Shawn Leamon, a certified divorce financial analyst and founder of the website Divorce and Your Money, advises weighing all the options. Here’s a closer look at the three basic ones:
Option 1: Sell the house and split the proceeds
The cleanest way to divide the home’s equity is to sell the house. Once the couple retire the mortgage debt, pay taxes and the sale-related expenses, they split the remaining money.
By selling the house, the two exes can more easily untangle from each other’s lives, Ballin says.
Option 2: One ex keeps the house
The best way for one spouse to become the sole owner is to refinance the mortgage. Refinancing serves three purposes:
It removes the other spouse from the mortgage so the house is no longer a jointly held asset.
It pays off any outstanding mortgage debt, replacing the old mortgage with a new loan.
It frees up cash to buy out the other ex’s share of the equity.
In a refinance, the now-divorced owner typically has to qualify for the mortgage based on one income. That can be difficult if the couple originally qualified for the mortgage based on two incomes.

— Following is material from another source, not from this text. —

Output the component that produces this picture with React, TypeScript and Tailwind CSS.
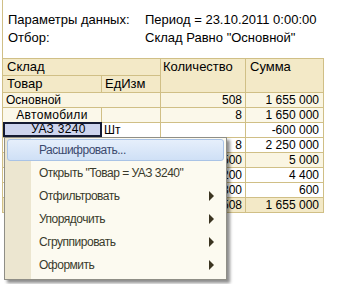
import React from "react";

const LINE = "border-[#d0bf86]";

type Row = {
  c1?: string;
  c2?: string;
  c3: string;
  c4: string;
  bg: string;
  span?: boolean;
  indent?: string;
  sel?: boolean;
};

const rows: Row[] = [
  { c1: "Основной", c3: "508", c4: "1 655 000", bg: "bg-[#faf5e2]", span: true },
  { c1: "Автомобили", c2: "", c3: "8", c4: "1 650 000", bg: "bg-[#fbf8ea]", indent: "center" },
  { c1: "УАЗ 3240", c2: "Шт", c3: "", c4: "-600 000", bg: "bg-white", sel: true },
  { c1: "", c2: "", c3: "8", c4: "2 250 000", bg: "bg-white" },
  { c1: "", c2: "", c3: "500", c4: "5 000", bg: "bg-[#faf5e2]" },
  { c1: "", c2: "", c3: "200", c4: "4 400", bg: "bg-white" },
  { c1: "", c2: "", c3: "300", c4: "600", bg: "bg-white" },
  { c1: "", c2: "", c3: "508", c4: "1 655 000", bg: "bg-[#f3e9c7]", span: true },
];

function Arrow() {
  return (
    <svg width="6" height="10" viewBox="0 0 6 10" className="shrink-0">
      <path d="M0 0 L5 5 L0 10 Z" fill="#3b3421" />
    </svg>
  );
}

export default function App() {
  const menu = [
    { t: "Расшифровать...", arrow: false, hi: true },
    { t: 'Открыть "Товар = УАЗ 3240"', arrow: false },
    { t: "Отфильтровать", arrow: true },
    { t: "Упорядочить", arrow: true },
    { t: "Сгруппировать", arrow: true },
    { t: "Оформить", arrow: true },
  ];
  return (
    <div
      className="relative w-[344px] h-[284px] bg-white overflow-hidden text-black"
      style={{ fontFamily: '"Liberation Sans", Arial, sans-serif' }}
    >
      <div className={`ml-[2px] border-l ${LINE} w-[322px]`}>
        <div className="h-[58px] pt-[11px] pl-[5px] text-[13px] leading-[18px]">
          <div className="flex">
            <span className="w-[137px]">Параметры данных:</span>
            <span>Период = 23.10.2011 0:00:00</span>
          </div>
          <div className="flex">
            <span className="w-[137px]">Отбор:</span>
            <span>Склад Равно "Основной"</span>
          </div>
        </div>
        <div className={`grid grid-cols-[99px_59px_85px_78px] border-t ${LINE} text-[12px]`}>
          <div className={`col-span-2 h-[17px] border-r border-b ${LINE} bg-[#f3e9c7] pl-[4px] text-[13px] leading-[16px]`}>
            Склад
          </div>
          <div className={`row-span-2 border-r border-b ${LINE} bg-[#f3e9c7] pl-[2px] text-[13px] leading-[16px]`}>
            Количество
          </div>
          <div className={`row-span-2 border-r border-b ${LINE} bg-[#f3e9c7] pl-[4px] text-[13px] leading-[16px]`}>
            Сумма
          </div>
          <div className={`h-[17px] border-r border-b ${LINE} bg-[#f3e9c7] pl-[4px] text-[13px] leading-[16px]`}>
            Товар
          </div>
          <div className={`h-[17px] border-r border-b ${LINE} bg-[#f3e9c7] pl-[3px] text-[13px] leading-[16px]`}>
            ЕдИзм
          </div>
          {rows.map((r, i) => (
            <React.Fragment key={i}>
              {r.span ? (
                <div className={`col-span-2 h-[15px] border-r border-b ${LINE} ${r.bg} pl-[3px] leading-[14px]`}>
                  {r.c1}
                </div>
              ) : (
                <>
                  {r.sel ? (
                    <div className={`h-[15px] border-b ${LINE} bg-white`}>
                      <div className="h-[15px] -mt-[1px] border-2 border-[#141a33] bg-[#cdd4ee] pl-[12px] text-center leading-[11px] tracking-[0.3px]">
                        {r.c1}
                      </div>
                    </div>
                  ) : (
                    <div
                      className={`h-[15px] border-r border-b ${LINE} ${r.bg} leading-[14px] ${
                        r.indent === "center" ? "text-center tracking-[0.3px]" : "pl-[3px]"
                      }`}
                    >
                      {r.c1}
                    </div>
                  )}
                  <div className={`h-[15px] border-r border-b ${LINE} ${r.sel ? "bg-white" : r.bg} pl-[2px] leading-[14px]`}>
                    {r.c2}
                  </div>
                </>
              )}
              <div className={`h-[15px] border-r border-b ${LINE} ${r.bg} pr-[3px] text-right leading-[14px]`}>
                {r.c3}
              </div>
              <div className={`h-[15px] border-r border-b ${LINE} ${r.bg} pr-[4px] text-right leading-[14px]`}>
                {r.c4}
              </div>
            </React.Fragment>
          ))}
        </div>
      </div>

      <div className="absolute left-[4px] top-[137px] w-[223px] h-[143px] border border-[#8f8e86] bg-[#fcfaf0] shadow-[3px_3px_3px_rgba(0,0,0,0.45)]">
        <div className="absolute left-0 top-0 bottom-0 w-[26px] bg-[#ece6d0]" />
        <div className="relative flex flex-col pt-[1px]">
          {menu.map((m, i) => (
            <div key={i} className="h-[23px] px-[2px]">
              <div
                className={`h-[22px] flex items-center pl-[31px] pr-[8px] text-[12px] tracking-[-0.5px] ${
                  m.hi
                    ? "rounded-[3px] border border-[#a9c3e6] bg-gradient-to-b from-[#e6effb] to-[#cfe0f6] text-[#3c4a6e]"
                    : "border border-transparent text-[#3a3a2c]"
                }`}
              >
                <span className="flex-1">{m.t}</span>
                {m.arrow && <Arrow />}
              </div>
            </div>
          ))}
        </div>
      </div>
    </div>
  );
}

Sometimes it’s unrealistic to expect one ex-spouse to be able to afford the home, says Elizabeth Rose, branch manager for Movement Mortgage, in Dallas.

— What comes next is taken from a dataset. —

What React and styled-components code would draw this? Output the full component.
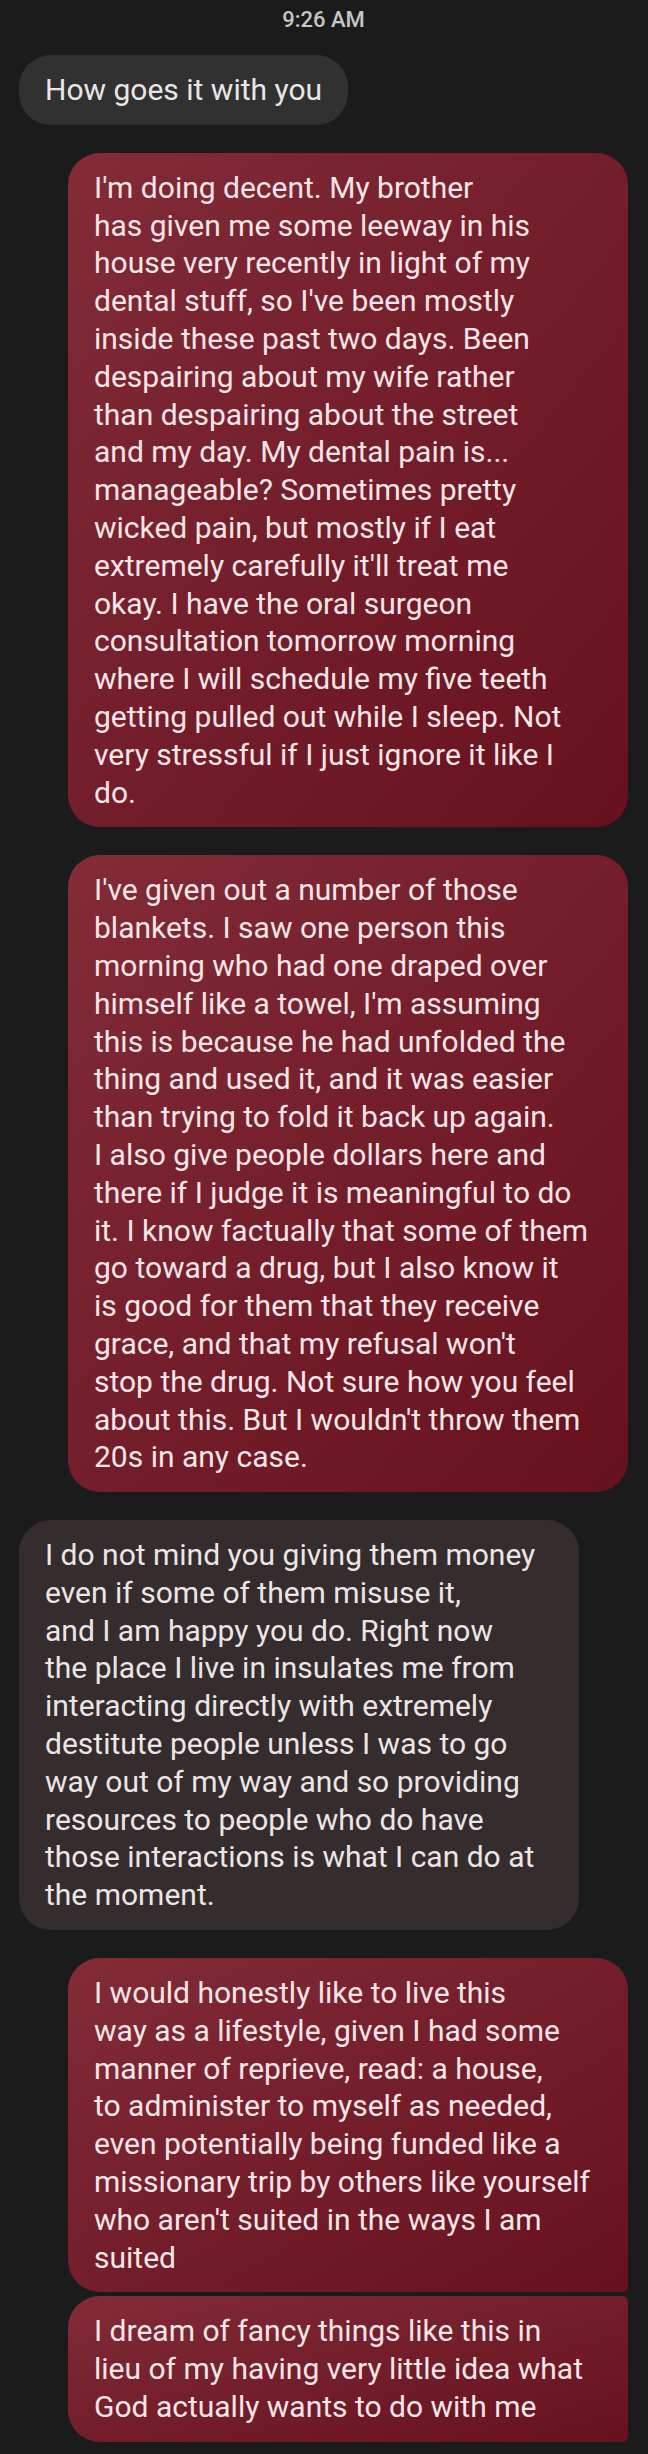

“The person who keeps the home must buy out the ex’s share of equity in the home.”
“I would recommend to both people, whether they’re being civil or not, to work this out beforehand,” Rose says. “You need to know exactly: Can the other person qualify?” The sole owner has to have a suitable debt-to-income ratio.

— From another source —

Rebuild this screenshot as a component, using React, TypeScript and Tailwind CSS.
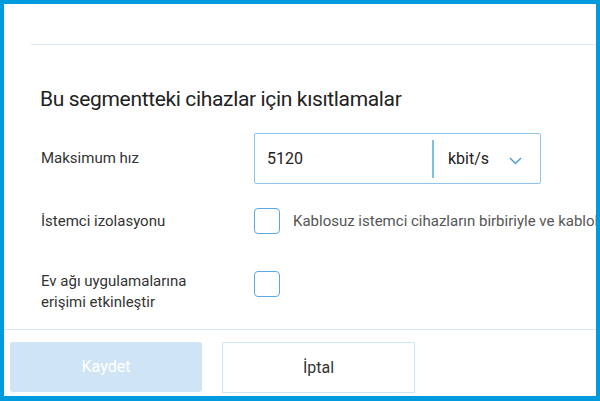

In such a buyout, “there has to be an agreement on what the value is,” Rose says. That’s why paying for more than one general purpose appraisal report, or GPAR, is important.
Option 3: Both keep the house
Sometimes the time isn’t right for selling the home. Maybe the soon-to-split couple owe more than the house is worth. Or they can’t afford separate homes, so they continue sharing the house. Or one spouse moves out, but pays the mortgage while the kids are in school.
Most commonly, children are the reason that a couple keep joint ownership, Ballin says. Eventually, the couple usually sell the house, or one ex buys out the other’s equity.
How much equity do you get?
Here’s a simplified example of how the home equity can be distributed.
A couple owe $100,000 on a house appraised at $400,000. That means their equity is $300,000 (the $400,000 home value minus the $100,000 owed). If they split the equity equally, they each have $150,000 in equity. The person who keeps the home would need a $250,000 mortgage:
$100,000 to take over the outstanding loan balance
Plus $150,000 to buy out the ex’s half of the equity
So in this example, the ex who leaves the house gets $150,000, has no mortgage and no stake in the house’s future equity; and the ex who keeps the house has $150,000 in equity, a $250,000 mortgage and the future value of the house.
Each of the above scenarios — selling the house, keeping the house, one ex-spouse buying out the other — has variations. Spouses have been known to be quite creative in the ways they sunder their bonds.
For example, instead of paying each other cash, the exes can exchange assets such as retirement funds or even cars, Leamon says. The key to a successful outcome is to keep all options open from the beginning when it comes to the house.
“Don’t assume that you’ll have to sell it or you’ll have to keep it, or anything in between,” Leamon says. “Just figure out what your options are so you can make the best long-term financial decision.”